Si había un resto de compasión en el alma de aquella mujer, creo que lo tuvo en ese momento de mí. Se levantó, y bien pronto nos confundimos entre las demás parejas. Aquel vals debió durar mucho tiempo; ya había cesado la música y seguíamos bailando sin que nadie pudiera detenernos; la expresión de mi rostro dicen que era terrible, y Clementina pálida y sin aliento repetía sin cesar:

–Basta por Dios, basta.

Al fin me rendí yo también, pero antes de separarme de aquella mujer amada la estreché con todas mis fuerzas en mis brazos, luego la miré y vi sus ojos cerrados y pálida su frente y noté su mano helada. La apartaron de mí y oí que exclamaban:

–¡Muerta! ¡él la ha matado!

No sé lo que pasó después; cuentan que me volví loco y que me encerraron durante seis meses en el manicomio de San Baudilio. Gracias a mi padre salí de aquella casa y desde ella fui enviado a Madrid. Estoy curado casi totalmente, y digo casi porque cuando oigo música creo que me hallo al lado de Clementina, quiero bailar con ella, y me da un acceso de locura. Me he convencido de una cosa, y es que si vuelvo a oír aquel vals que bailé con ella me moriré de fijo. ¡Pedid a Dios que no lo oiga nunca!

–¡Pobre Alberto! –exclamó Manuel–, nosotros te curaremos.

En aquel momento sonaron algunos acordes en el piano del salón contiguo. Alberto se levantó.

–Voy a decir que no toquen –dijo Luis disponiéndose a salir.

–No –murmuró Alberto–, quiero que Manuel observe el efecto que me hace la música, pues siendo, como es, un hábil doctor, quizá logre curarme.

En el piano empezaron a tocar el vals del Fausto, la bella ópera de Gounod.

–Abre el balcón, me ahogo –dijo Alberto–; falta aquí aire para respirar.

Luis obedeció.

–¡Que hermoso vals! –exclamó Alberto–, este era precisamente el que yo bailaba con mi amada Clementina. ¡Qué seductora estaba con su traje blanco, una rosa prendida en sus cabellos, un collar de perlas, brazaletes de
oro y ricas piedras!

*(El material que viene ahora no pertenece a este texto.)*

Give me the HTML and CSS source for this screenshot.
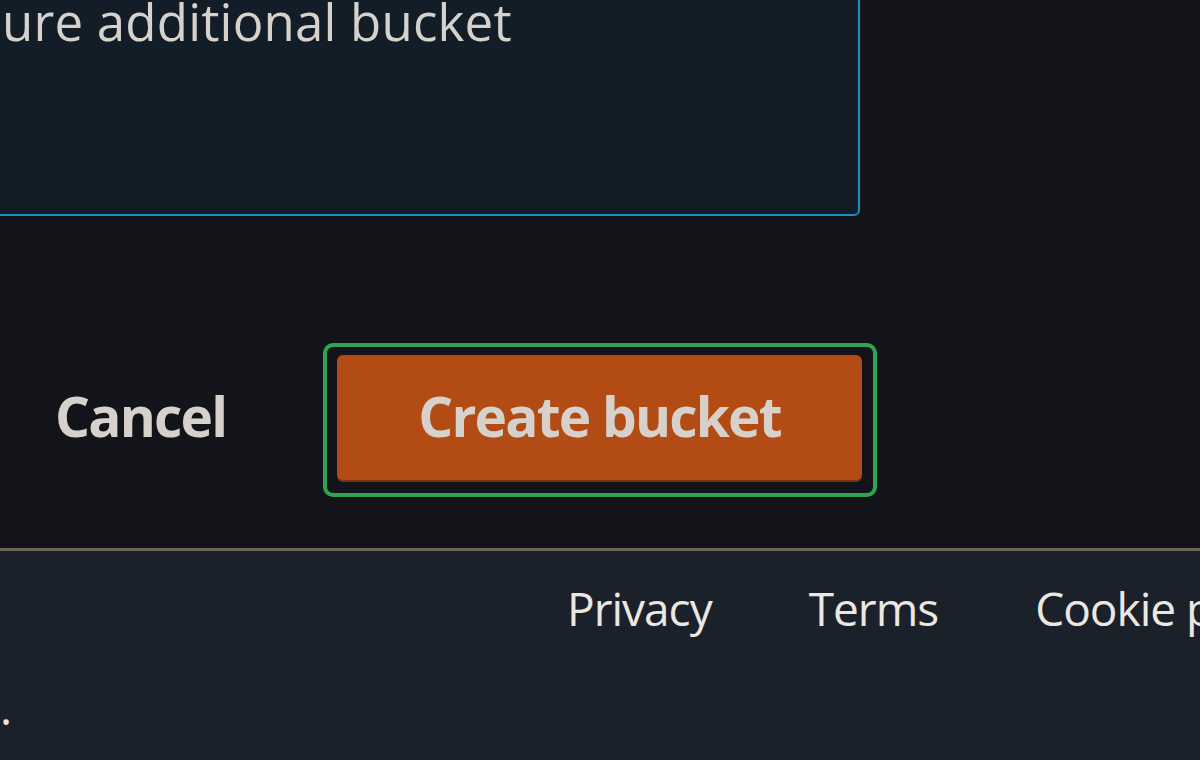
FILE: index.html
```html
<!DOCTYPE html>
<html lang="en">
<head>
<meta charset="utf-8">
<title>Create bucket</title>
<link rel="stylesheet" href="styles.css">
</head>
<body>
<div class="page">
  <main class="main">
    <section class="panel">
      <p class="panel-text">ure additional bucket</p>
    </section>
    <div class="actions">
      <a class="cancel" href="#">Cancel</a>
      <div class="focus-ring">
        <button class="primary" type="button">Create bucket</button>
      </div>
    </div>
  </main>
  <footer class="footer">
    <nav class="footer-links">
      <a href="#">Privacy</a>
      <a href="#">Terms</a>
      <a href="#">Cookie p</a>
    </nav>
    <p class="copyright">.</p>
  </footer>
</div>
</body>
</html>
```
FILE: styles.css
```css
* { box-sizing: border-box; }
html, body {
  margin: 0;
  padding: 0;
  background: #131419;
}
body {
  width: 1200px;
  height: 760px;
  overflow: hidden;
  font-family: "Open Sans", "Noto Sans", sans-serif;
  color: #d6d2cb;
}
.page {
  display: flex;
  flex-direction: column;
  height: 760px;
}
.main {
  height: 548px;
  display: flex;
  flex-direction: column;
}
.panel {
  margin: -30px 0 0 -10px;
  width: 870px;
  height: 246px;
  background: #121d27;
  border: 2px solid #1e8ec2;
  border-bottom-right-radius: 6px;
  padding: 14px 0 0 10px;
}
.panel-text {
  margin: 0;
  font-size: 51px;
  line-height: 70px;
  color: #d6d2cb;
  letter-spacing: 0.2px;
}
.actions {
  display: flex;
  align-items: center;
  margin-top: 127px;
  padding-left: 55px;
}
.cancel {
  font-size: 55px;
  font-weight: 700;
  color: #d6d2cb;
  text-decoration: none;
  width: 268px;
  letter-spacing: -1.8px;
  padding-bottom: 9px;
}
.focus-ring {
  border: 4px solid #2ea353;
  border-radius: 10px;
  padding: 8px 11px 13px 10px;
  width: 554px;
  height: 154px;
}
.primary {
  width: 100%;
  height: 125px;
  background: #b34b14;
  border: none;
  border-radius: 6px;
  font-family: "Open Sans", "Noto Sans", sans-serif;
  font-size: 55px;
  font-weight: 700;
  color: #d6d2cb;
  letter-spacing: -1.8px;
  box-shadow: 0 2px 0 #7a3411;
  padding: 0 0 4px 0;
}
.footer {
  flex: 1;
  background: #1b212b;
  border-top: 3px solid #6d645a;
  display: flex;
  flex-direction: column;
}
.footer-links {
  display: flex;
  gap: 97px;
  padding-left: 567px;
  margin-top: 27px;
  white-space: nowrap;
}
.footer-links a {
  font-size: 46px;
  line-height: 60px;
  color: #ebe7e1;
  text-decoration: none;
  letter-spacing: -1px;
}
.copyright {
  margin: 44px 0 0 0;
  font-size: 46px;
  color: #ebe7e1;
  line-height: 50px;
}
```
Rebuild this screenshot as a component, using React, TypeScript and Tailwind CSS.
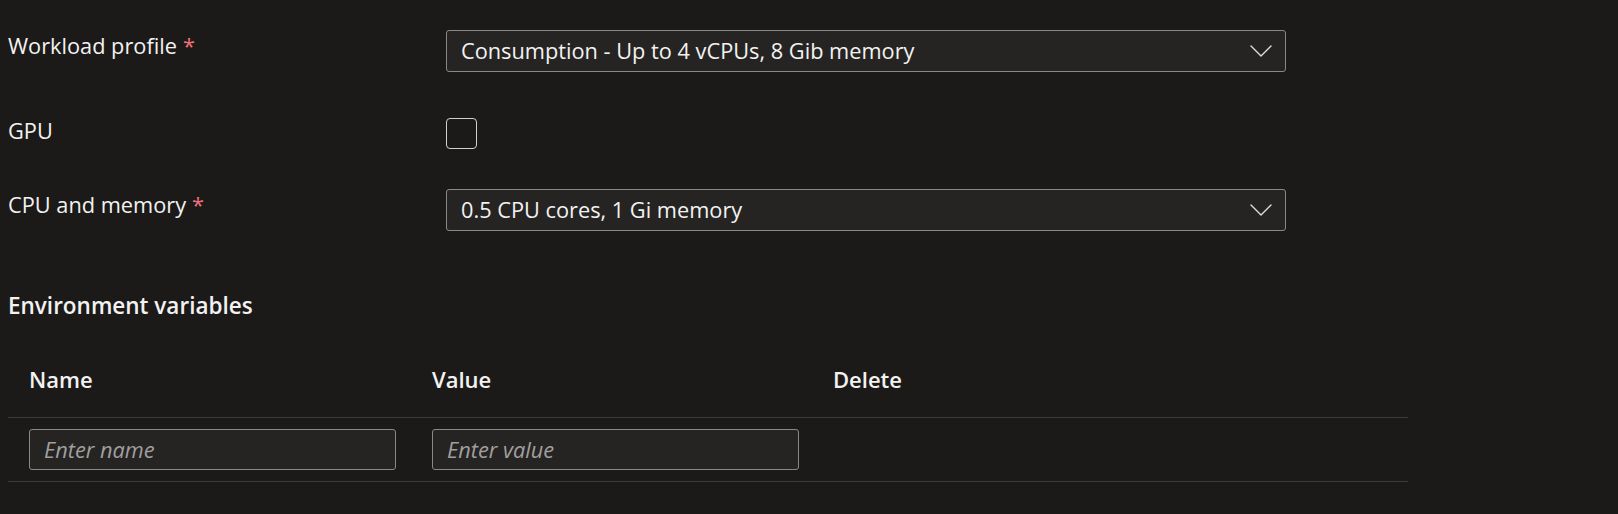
import React from "react";

const font = { fontFamily: '"Open Sans", "Noto Sans", sans-serif' };

function Chevron() {
  return (
    <svg width="22" height="12" viewBox="0 0 22 12" fill="none" className="shrink-0">
      <path d="M1 1l10 10L21 1" stroke="#e1dfdd" strokeWidth="1.4" strokeLinecap="round" strokeLinejoin="round" />
    </svg>
  );
}

function Label({ text, required }: { text: string; required?: boolean }) {
  return (
    <div className="w-[446px] shrink-0 pl-2 text-[21.75px] leading-[28px] text-[#f3f2f1]">
      {text}
      {required && <span className="ml-[6px] text-[#f1707b]">*</span>}
    </div>
  );
}

function Dropdown({ value }: { value: string }) {
  return (
    <div className="flex h-[42px] w-[840px] items-center justify-between rounded-[3px] border border-[#8a8886] bg-[#252423] pl-[14px] pr-[13px]">
      <span className="text-[21.75px] leading-[28px] text-[#f3f2f1]">{value}</span>
      <Chevron />
    </div>
  );
}

function TextInput({ placeholder }: { placeholder: string }) {
  return (
    <input
      placeholder={placeholder}
      className="h-[41px] w-[367px] rounded-[3px] border border-[#8a8886] bg-[#252423] px-[14px] text-[21.75px] italic text-[#f3f2f1] outline-none placeholder:text-[#a19f9d]"
      style={font}
    />
  );
}

export default function App() {
  return (
    <div className="h-[514px] w-full overflow-hidden bg-[#1b1a19]" style={font}>
      {/* Workload profile */}
      <div className="flex pt-[30px]">
        <div className="pt-[2px]">
          <Label text="Workload profile" required />
        </div>
        <Dropdown value="Consumption - Up to 4 vCPUs, 8 Gib memory" />
      </div>

      {/* GPU */}
      <div className="mt-[46px] flex">
        <div className="-mt-[1px]">
          <Label text="GPU" />
        </div>
        <div className="h-[31px] w-[31px] rounded-[4px] border border-[#d2d0ce]" />
      </div>

      {/* CPU and memory */}
      <div className="mt-[40px] flex">
        <div className="pt-[2px]">
          <Label text="CPU and memory" required />
        </div>
        <Dropdown value="0.5 CPU cores, 1 Gi memory" />
      </div>

      {/* Environment variables */}
      <h2 className="mt-[61px] pl-2 text-[22.5px] font-semibold leading-[28px] text-[#f3f2f1]">
        Environment variables
      </h2>

      <div className="ml-2 mt-[24px] w-[1400px]">
        <div className="grid h-[74px] grid-cols-[403px_401px_1fr] items-center border-b border-[#3b3a39] pb-[2px] text-[22px] font-semibold text-[#f3f2f1]">
          <div className="pl-[21px]">Name</div>
          <div className="pl-[21px]">Value</div>
          <div className="pl-[21px]">Delete</div>
        </div>
        <div className="grid h-[64px] grid-cols-[403px_401px_1fr] items-center border-b border-[#3b3a39]">
          <div className="pl-[21px]">
            <TextInput placeholder="Enter name" />
          </div>
          <div className="pl-[21px]">
            <TextInput placeholder="Enter value" />
          </div>
          <div />
        </div>
      </div>
    </div>
  );
}
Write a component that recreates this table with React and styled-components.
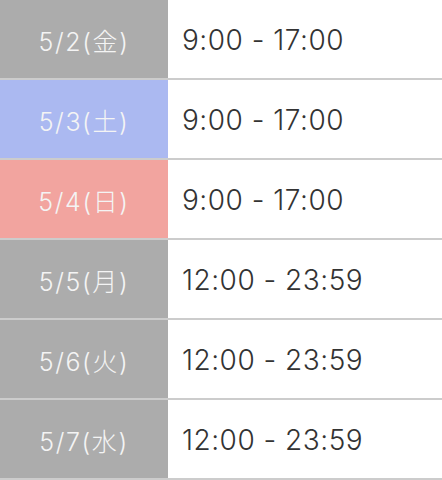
import React from 'react';
import styled, { createGlobalStyle } from 'styled-components';

const GlobalStyle = createGlobalStyle`
  html, body {
    margin: 0;
    padding: 0;
    background: #fff;
  }
  body {
    font-family: Inter, "Noto Sans CJK JP", sans-serif;
    font-weight: 300;
  }
`;

const tones = {
  weekday: '#acacac',
  sat: '#abb9f1',
  sun: '#f2a49f',
};

const Schedule = styled.div`
  display: flex;
  flex-direction: column;
  width: 100%;
`;

const Row = styled.div`
  display: grid;
  grid-template-columns: 168px 1fr;
  height: 80px;
  box-sizing: border-box;
  border-bottom: 2px solid #cccccc;
`;

const DateCell = styled.div`
  display: flex;
  align-items: center;
  justify-content: center;
  background: ${(p) => tones[p.$tone]};
  color: #f4f4f4;
  font-size: 25px;
  letter-spacing: 1.6px;
  padding-top: 1px;
`;

const TimeCell = styled.div`
  display: flex;
  align-items: center;
  padding-left: 14px;
  padding-top: 2px;
  color: #333333;
  font-size: 28px;
  letter-spacing: 0.5px;
`;

const days = [
  { date: '5/2(金)', time: '9:00 - 17:00', tone: 'weekday' },
  { date: '5/3(土)', time: '9:00 - 17:00', tone: 'sat' },
  { date: '5/4(日)', time: '9:00 - 17:00', tone: 'sun' },
  { date: '5/5(月)', time: '12:00 - 23:59', tone: 'weekday' },
  { date: '5/6(火)', time: '12:00 - 23:59', tone: 'weekday' },
  { date: '5/7(水)', time: '12:00 - 23:59', tone: 'weekday' },
];

const App = () => {
  return (
    <>
      <GlobalStyle />
      <Schedule>
        {days.map((d) => (
          <Row key={d.date}>
            <DateCell $tone={d.tone}>{d.date}</DateCell>
            <TimeCell>{d.time}</TimeCell>
          </Row>
        ))}
      </Schedule>
    </>
  );
};

export default App;
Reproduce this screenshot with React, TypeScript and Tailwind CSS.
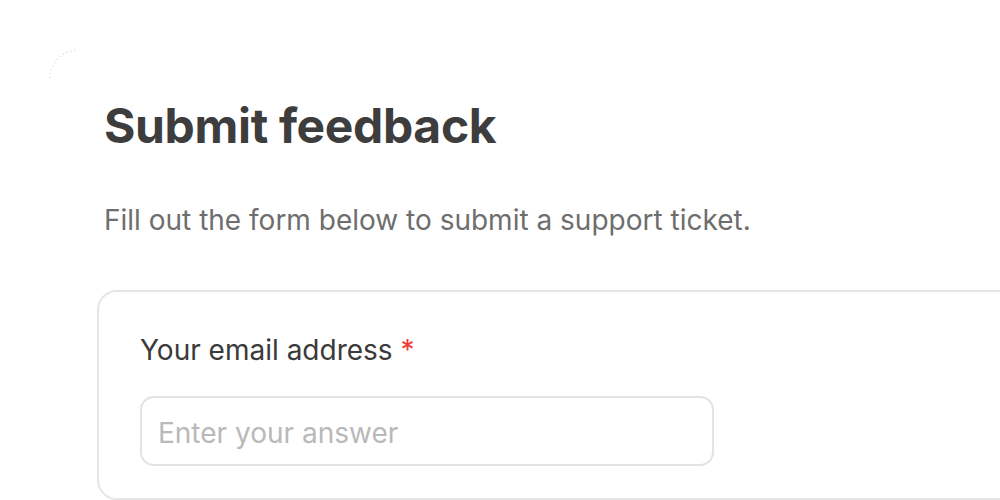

La reina de la fiesta ¡ay! pero su rey no era yo.

De repente se levantó, corrió precipitadamente hacia el balcón sin que sus amigos pudieran detenerle, y ya en él dijo, al parecer más tranquilo:

–El aire de la noche me hace bien, ¡qué armonía! ¡qué dulces notas!

Manuel y Luis estaban aterrados; cuando recobraron su sangre fría, oyeron un ruido extraño, corrieron hacia el balcón y lo hallaron desierto. Al mirar a la calle vieron junto a la casa, una masa inerte. Bajaron y encontraron moribundo al pobre Alberto, al que rodeaban ya algunas personas.

Al expirar el joven, el piano tocaba las últimas notas del vals del Fausto.